Why wing your flight, ye bees! From flow'r to flow'r?
Why, toiling thus, collect the luscious store
From blossom'd thyme empurpling all the ground?
From the rich anise breathing odours round?
Why sip the vernal vi'let's nectar'd dew?
Or spoil the fragrant rose of blushing hue?
Fly to the lips, ye wantons! Of my fair;
And gather all your balmy treasures there;
Thence catch the fragrance of the blushing rose;
Thence sip that dew which from the vi'let flows;
Thence the rich odours of the anise steal;
And thence the blossom'd thyme's perfume inhale:
Lips! Where those tears in genuine moisture dwell,
That from Narcissus self-enamour'd fell;
Lips!

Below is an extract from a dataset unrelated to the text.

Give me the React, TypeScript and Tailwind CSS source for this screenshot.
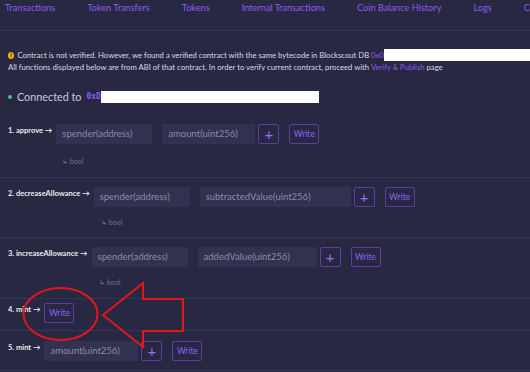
import React from 'react'

const nav = ['Transactions', 'Token Transfers', 'Tokens', 'Internal Transactions', 'Coin Balance History', 'Logs', 'Code']

type Fn = {
  label: string
  inputs: { name: string; w: string }[]
  bool?: string
  plus?: boolean
  pad: string
}

const fns: Fn[] = [
  {
    label: '1. approve →',
    inputs: [{ name: 'spender(address)', w: 'w-[96px]' }, { name: 'amount(uint256)', w: 'w-[93px]' }],
    bool: 'pl-[54px] mt-[13px]',
    plus: true,
    pad: 'pt-[0px] pb-[11px]',
  },
  {
    label: '2. decreaseAllowance →',
    inputs: [{ name: 'spender(address)', w: 'w-[96px]' }, { name: 'subtractedValue(uint256)', w: 'w-[151px]' }],
    bool: 'pl-[93px] mt-[11px]',
    plus: true,
    pad: 'pt-[9px] pb-[10px]',
  },
  {
    label: '3. increaseAllowance →',
    inputs: [{ name: 'spender(address)', w: 'w-[96px]' }, { name: 'addedValue(uint256)', w: 'w-[119px]' }],
    bool: 'pl-[91px] mt-[11px]',
    plus: true,
    pad: 'pt-[9px] pb-[11px]',
  },
  { label: '4. mint →', inputs: [], pad: 'pt-[4px] pb-[7px]' },
  { label: '5. mint →', inputs: [{ name: 'amount(uint256)', w: 'w-[94px]' }], plus: true, pad: 'pt-[10px] pb-[9px]' },
]

const WriteBtn = () => (
  <button className="flex h-[20px] w-[30px] items-center justify-center rounded-[2px] border border-[#5a3fa3] text-[8.5px] text-[#8f62f2]">
    Write
  </button>
)

const FnRow = ({ fn }: { fn: Fn }) => (
  <div className={`border-b border-[#33345a] pl-[8px] ${fn.pad}`}>
    <div className="flex items-start">
      <span className="mt-[1px] mr-[4px] whitespace-nowrap text-[7.5px] font-bold leading-[12px] text-[#e8e8f2]">{fn.label}</span>
      {fn.inputs.map((inp, k) => (
        <div
          key={k}
          className={`${inp.w} ${k > 0 ? 'ml-[10px]' : ''} h-[20px] overflow-hidden whitespace-nowrap bg-[#31324f] px-[6px] text-[9.5px] leading-[20px] text-[#8b8ba8]`}
        >
          {inp.name}
        </div>
      ))}
      {fn.plus && (
        <div className="ml-[3px] flex h-[20px] w-[21px] items-center justify-center rounded-[2px] border border-[#5a3fa3] text-[15px] leading-none text-[#9b6cf5]">
          +
        </div>
      )}
      <div className={fn.inputs.length ? 'ml-[10px]' : ''}>
        <WriteBtn />
      </div>
    </div>
    {fn.bool && <div className={`text-[7px] leading-[9px] text-[#6f6f8e] ${fn.bool}`}>↳ bool</div>}
  </div>
)

export default function App() {
  return (
    <div className="relative h-[372px] w-[530px] overflow-hidden bg-[#282843] font-['Lato',sans-serif]">
      <div className="flex h-[31px] gap-[32px] border-b border-[#34355a] pl-[5px] pt-[1px] text-[9.2px] leading-[14px] whitespace-nowrap text-[#8b5cf0]">
        {nav.map((n) => (
          <span key={n}>{n}</span>
        ))}
      </div>

      <div className="pl-[8px] pt-[18px] text-[7.7px] leading-[12px] text-[#d8d8e6]">
        <div className="flex h-[12px] items-center whitespace-nowrap">
          <span className="mr-[3px] flex h-[7px] w-[7px] items-center justify-center rounded-full bg-[#f0a800] text-[6px] font-bold leading-none text-[#282843]">
            !
          </span>
          <span>
            Contract is not verified. However, we found a verified contract with the same bytecode in Blockscout DB{' '}
            <span className="text-[#8b5cf0]">0x0</span>
          </span>
          <span className="h-[12px] w-[160px] bg-white"></span>
        </div>
        <div className="h-[12px] whitespace-nowrap">
          All functions displayed below are from ABI of that contract. In order to verify current contract, proceed with{' '}
          <span className="text-[#8b5cf0]">Verify &amp; Publish</span> page
        </div>
      </div>

      <div className="flex h-[51px] items-start pl-[8px] pt-[17px]">
        <div className="flex h-[14px] items-center">
          <span className="mr-[5px] h-[4px] w-[4px] rounded-full bg-[#3ec48a]"></span>
          <span className="text-[10.8px] leading-[14px] text-[#c9c9da]">Connected to</span>
          <span className="ml-[5px] font-['DejaVu_Sans_Mono',monospace] text-[8px] font-bold text-[#8b5cf0]">0xD</span>
          <span className="h-[12px] w-[218px] bg-white"></span>
        </div>
      </div>

      <div>
        {fns.map((fn, i) => (
          <FnRow key={i} fn={fn} />
        ))}
      </div>

      <svg className="pointer-events-none absolute left-0 top-0" width="530" height="372">
        <ellipse cx="60.5" cy="314" rx="37" ry="26" fill="none" stroke="#e3161b" strokeWidth="2" />
        <polygon
          points="103,315 143,283 143,299 183,299 183,331 143,331 143,347"
          fill="none"
          stroke="#e3161b"
          strokeWidth="2"
        />
      </svg>
    </div>
  )
}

Deeply-ting'd with Hyacinthus' blood,
Which, with the tears in one commingled flood,
Impregnating the fertile womb of earth,
First gave the variegated flow'r its birth:
Soon, by the nectar'd show'rs that heav'n bestow'd,
With fanning gales, the motley offspring blow'd:
For drops of blood, lo! Crimson streaks appear;
And streaks uncolour'd for each lucid tear.   But still, ye bees well-favour'd! Grateful prove;
Let no unkind refusals pay my love,
If e'er I claim (what's sure my rightful due)
To share those lips, those honied lips! With you:
Nor suck insatiate all their balm away,
And to your bursting cells the sweets convey:
Lest, when to cool my fever'd lips I try,
Neæ ra's lips no cooling dews supply;
Then shall I justly reap the sad reward
Of what misguided confidence declar'd.   And, oh! To wound her tender lips forbear;
Or dread the fatal vengeance of the fair:
Tho' sharp your stings, her eyes can scatter round
Darts that with more tormenting stings may wound!
Nor, as ye sip, inflict the slightest pain,
For unreveng'd the wrong will ne'er remain;
But gently gather, from those precious rills,
Th' ambrosial drops each humid lip distils.